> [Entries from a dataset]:
————

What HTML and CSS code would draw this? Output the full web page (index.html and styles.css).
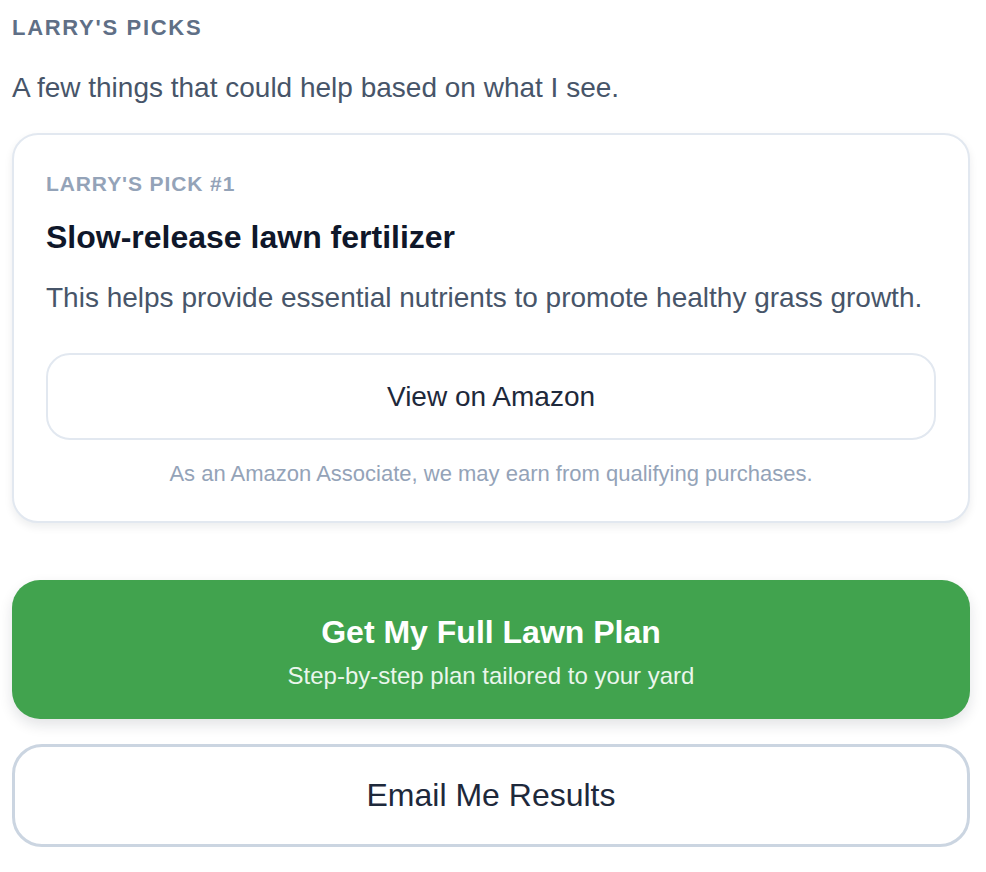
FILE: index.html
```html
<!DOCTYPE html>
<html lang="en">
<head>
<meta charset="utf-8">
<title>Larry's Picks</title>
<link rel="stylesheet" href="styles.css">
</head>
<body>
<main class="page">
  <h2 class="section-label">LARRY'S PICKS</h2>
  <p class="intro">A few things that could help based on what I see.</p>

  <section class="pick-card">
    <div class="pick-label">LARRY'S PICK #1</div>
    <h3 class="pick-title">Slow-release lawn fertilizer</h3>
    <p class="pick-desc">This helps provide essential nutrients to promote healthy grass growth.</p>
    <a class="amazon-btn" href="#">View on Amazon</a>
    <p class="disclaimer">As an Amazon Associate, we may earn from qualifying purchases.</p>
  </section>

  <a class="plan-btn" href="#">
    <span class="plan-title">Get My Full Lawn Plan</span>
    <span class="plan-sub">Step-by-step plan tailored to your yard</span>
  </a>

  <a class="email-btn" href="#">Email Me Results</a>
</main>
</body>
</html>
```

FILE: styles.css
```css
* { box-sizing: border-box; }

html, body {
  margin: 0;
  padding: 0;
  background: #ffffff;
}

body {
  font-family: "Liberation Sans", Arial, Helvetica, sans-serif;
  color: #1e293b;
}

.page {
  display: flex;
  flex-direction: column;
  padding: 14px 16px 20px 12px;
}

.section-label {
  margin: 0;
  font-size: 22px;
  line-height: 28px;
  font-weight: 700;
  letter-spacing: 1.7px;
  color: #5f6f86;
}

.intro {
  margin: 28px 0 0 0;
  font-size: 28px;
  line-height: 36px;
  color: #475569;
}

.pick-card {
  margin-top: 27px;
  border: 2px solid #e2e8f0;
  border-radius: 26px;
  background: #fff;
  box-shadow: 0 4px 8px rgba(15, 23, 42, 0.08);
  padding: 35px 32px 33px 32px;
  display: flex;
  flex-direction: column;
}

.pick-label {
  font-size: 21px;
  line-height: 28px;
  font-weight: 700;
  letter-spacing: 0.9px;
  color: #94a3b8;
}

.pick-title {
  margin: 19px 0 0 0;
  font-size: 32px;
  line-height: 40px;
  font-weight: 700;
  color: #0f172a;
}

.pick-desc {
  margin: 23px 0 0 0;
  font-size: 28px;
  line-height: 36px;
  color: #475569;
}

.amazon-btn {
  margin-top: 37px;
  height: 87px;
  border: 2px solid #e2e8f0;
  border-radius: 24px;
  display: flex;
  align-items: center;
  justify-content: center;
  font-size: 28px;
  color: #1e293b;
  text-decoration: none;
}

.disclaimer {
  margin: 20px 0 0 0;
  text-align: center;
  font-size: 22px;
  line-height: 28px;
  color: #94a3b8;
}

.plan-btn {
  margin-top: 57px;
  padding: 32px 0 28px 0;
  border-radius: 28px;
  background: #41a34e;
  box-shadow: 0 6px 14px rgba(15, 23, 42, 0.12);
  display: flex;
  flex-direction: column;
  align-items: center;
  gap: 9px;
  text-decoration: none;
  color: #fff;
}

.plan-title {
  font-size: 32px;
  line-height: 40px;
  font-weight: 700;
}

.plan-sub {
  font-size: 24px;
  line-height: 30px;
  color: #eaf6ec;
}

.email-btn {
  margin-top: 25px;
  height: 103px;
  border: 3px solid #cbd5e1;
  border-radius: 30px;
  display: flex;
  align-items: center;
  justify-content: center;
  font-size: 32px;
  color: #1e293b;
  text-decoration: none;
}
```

————

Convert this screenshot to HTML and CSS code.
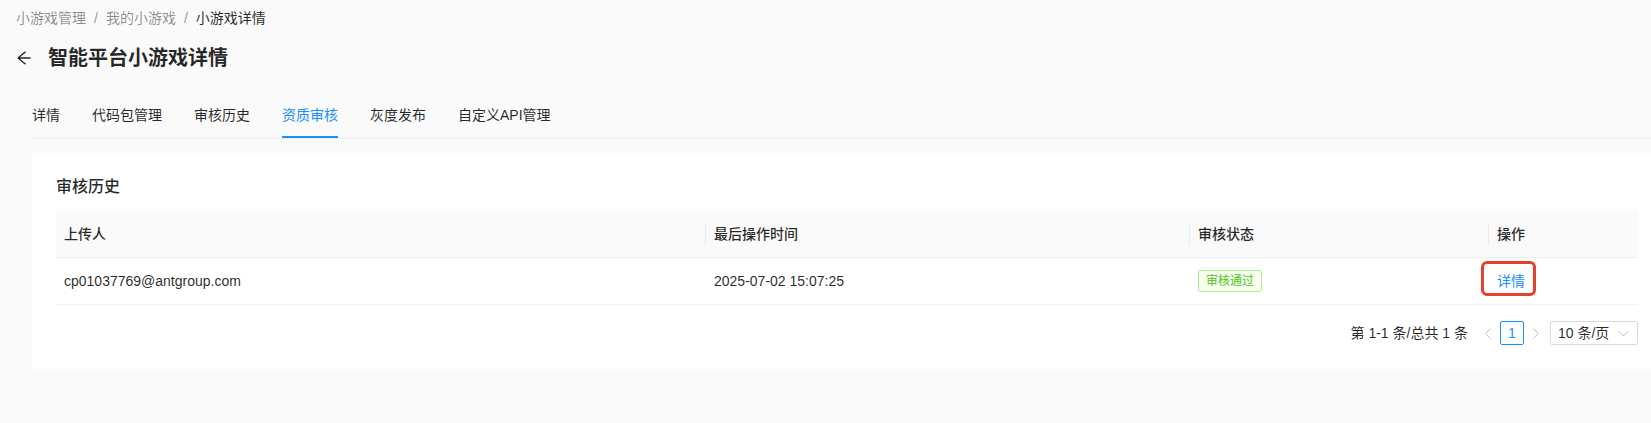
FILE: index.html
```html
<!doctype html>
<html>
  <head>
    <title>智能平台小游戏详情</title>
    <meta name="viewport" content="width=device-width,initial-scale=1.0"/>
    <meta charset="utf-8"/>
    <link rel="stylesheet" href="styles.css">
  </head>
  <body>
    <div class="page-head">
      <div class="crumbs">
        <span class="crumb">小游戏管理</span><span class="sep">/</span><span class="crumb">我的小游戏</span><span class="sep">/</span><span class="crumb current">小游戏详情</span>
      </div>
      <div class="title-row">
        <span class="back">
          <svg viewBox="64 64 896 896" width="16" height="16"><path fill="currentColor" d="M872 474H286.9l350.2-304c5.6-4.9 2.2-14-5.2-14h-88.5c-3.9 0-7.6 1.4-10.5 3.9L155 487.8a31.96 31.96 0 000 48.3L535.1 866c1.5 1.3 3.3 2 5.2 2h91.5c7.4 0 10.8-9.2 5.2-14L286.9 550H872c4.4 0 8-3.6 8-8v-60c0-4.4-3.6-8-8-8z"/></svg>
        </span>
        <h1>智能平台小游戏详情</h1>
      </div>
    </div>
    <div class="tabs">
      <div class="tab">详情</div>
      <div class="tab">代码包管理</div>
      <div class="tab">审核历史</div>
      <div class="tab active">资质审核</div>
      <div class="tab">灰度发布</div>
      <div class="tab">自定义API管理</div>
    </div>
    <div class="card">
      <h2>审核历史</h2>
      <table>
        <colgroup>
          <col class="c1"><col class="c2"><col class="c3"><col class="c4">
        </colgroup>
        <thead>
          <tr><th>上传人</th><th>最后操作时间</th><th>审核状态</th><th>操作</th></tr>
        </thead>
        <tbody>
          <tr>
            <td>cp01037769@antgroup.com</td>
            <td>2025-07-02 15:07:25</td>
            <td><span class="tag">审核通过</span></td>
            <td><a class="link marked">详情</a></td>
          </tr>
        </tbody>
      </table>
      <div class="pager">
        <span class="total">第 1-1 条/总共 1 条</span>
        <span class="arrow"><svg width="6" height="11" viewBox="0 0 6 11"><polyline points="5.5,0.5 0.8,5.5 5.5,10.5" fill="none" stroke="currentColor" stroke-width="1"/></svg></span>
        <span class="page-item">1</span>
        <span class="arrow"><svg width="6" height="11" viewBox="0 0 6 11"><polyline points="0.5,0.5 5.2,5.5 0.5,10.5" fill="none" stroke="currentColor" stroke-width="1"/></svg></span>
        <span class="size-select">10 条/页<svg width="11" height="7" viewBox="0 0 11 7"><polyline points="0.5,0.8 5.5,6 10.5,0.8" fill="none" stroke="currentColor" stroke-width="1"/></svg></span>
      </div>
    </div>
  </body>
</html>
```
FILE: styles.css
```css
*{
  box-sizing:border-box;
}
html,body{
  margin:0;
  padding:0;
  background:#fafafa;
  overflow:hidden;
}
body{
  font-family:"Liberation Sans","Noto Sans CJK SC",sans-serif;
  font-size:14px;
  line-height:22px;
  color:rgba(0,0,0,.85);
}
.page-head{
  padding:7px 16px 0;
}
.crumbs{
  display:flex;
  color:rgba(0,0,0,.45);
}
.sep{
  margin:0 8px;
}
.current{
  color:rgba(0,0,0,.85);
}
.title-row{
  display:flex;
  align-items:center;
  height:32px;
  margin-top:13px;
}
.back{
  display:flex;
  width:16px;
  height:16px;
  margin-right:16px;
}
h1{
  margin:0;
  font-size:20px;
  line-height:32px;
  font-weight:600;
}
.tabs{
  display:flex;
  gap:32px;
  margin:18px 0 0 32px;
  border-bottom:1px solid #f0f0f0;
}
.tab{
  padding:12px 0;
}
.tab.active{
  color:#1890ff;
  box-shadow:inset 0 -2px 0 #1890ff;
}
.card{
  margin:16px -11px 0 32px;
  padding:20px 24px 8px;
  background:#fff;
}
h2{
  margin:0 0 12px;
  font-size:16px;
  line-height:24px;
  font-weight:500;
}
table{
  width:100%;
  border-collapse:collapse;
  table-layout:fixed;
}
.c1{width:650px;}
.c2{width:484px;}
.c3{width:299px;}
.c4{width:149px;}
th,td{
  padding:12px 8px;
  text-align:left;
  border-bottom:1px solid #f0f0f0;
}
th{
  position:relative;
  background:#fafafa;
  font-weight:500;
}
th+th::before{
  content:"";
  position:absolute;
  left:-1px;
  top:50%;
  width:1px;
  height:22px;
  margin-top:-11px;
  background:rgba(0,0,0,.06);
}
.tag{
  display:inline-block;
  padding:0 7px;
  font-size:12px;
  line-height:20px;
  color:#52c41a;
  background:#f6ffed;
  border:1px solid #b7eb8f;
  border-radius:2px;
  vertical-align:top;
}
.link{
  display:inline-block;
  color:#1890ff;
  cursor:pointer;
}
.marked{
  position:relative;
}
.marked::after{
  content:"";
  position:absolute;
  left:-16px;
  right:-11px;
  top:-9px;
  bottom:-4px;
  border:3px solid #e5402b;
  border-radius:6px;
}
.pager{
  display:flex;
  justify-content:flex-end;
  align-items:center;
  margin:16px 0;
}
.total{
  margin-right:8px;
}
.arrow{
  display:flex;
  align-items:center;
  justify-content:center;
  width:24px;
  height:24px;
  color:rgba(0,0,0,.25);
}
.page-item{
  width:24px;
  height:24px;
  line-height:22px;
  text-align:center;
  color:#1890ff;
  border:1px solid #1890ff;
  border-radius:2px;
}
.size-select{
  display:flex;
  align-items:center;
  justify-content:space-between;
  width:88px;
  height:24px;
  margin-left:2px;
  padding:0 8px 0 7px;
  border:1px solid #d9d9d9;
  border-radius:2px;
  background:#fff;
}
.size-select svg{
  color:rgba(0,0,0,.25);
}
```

————

> [Task]:
From the listing above, pick out each line where the word "styles" appears.

> [Expected answer]:
What HTML and CSS code would draw this? Output the full web page (index.html and styles.css).
<link rel="stylesheet" href="styles.css">
FILE: styles.css
    <link rel="stylesheet" href="styles.css">
FILE: styles.css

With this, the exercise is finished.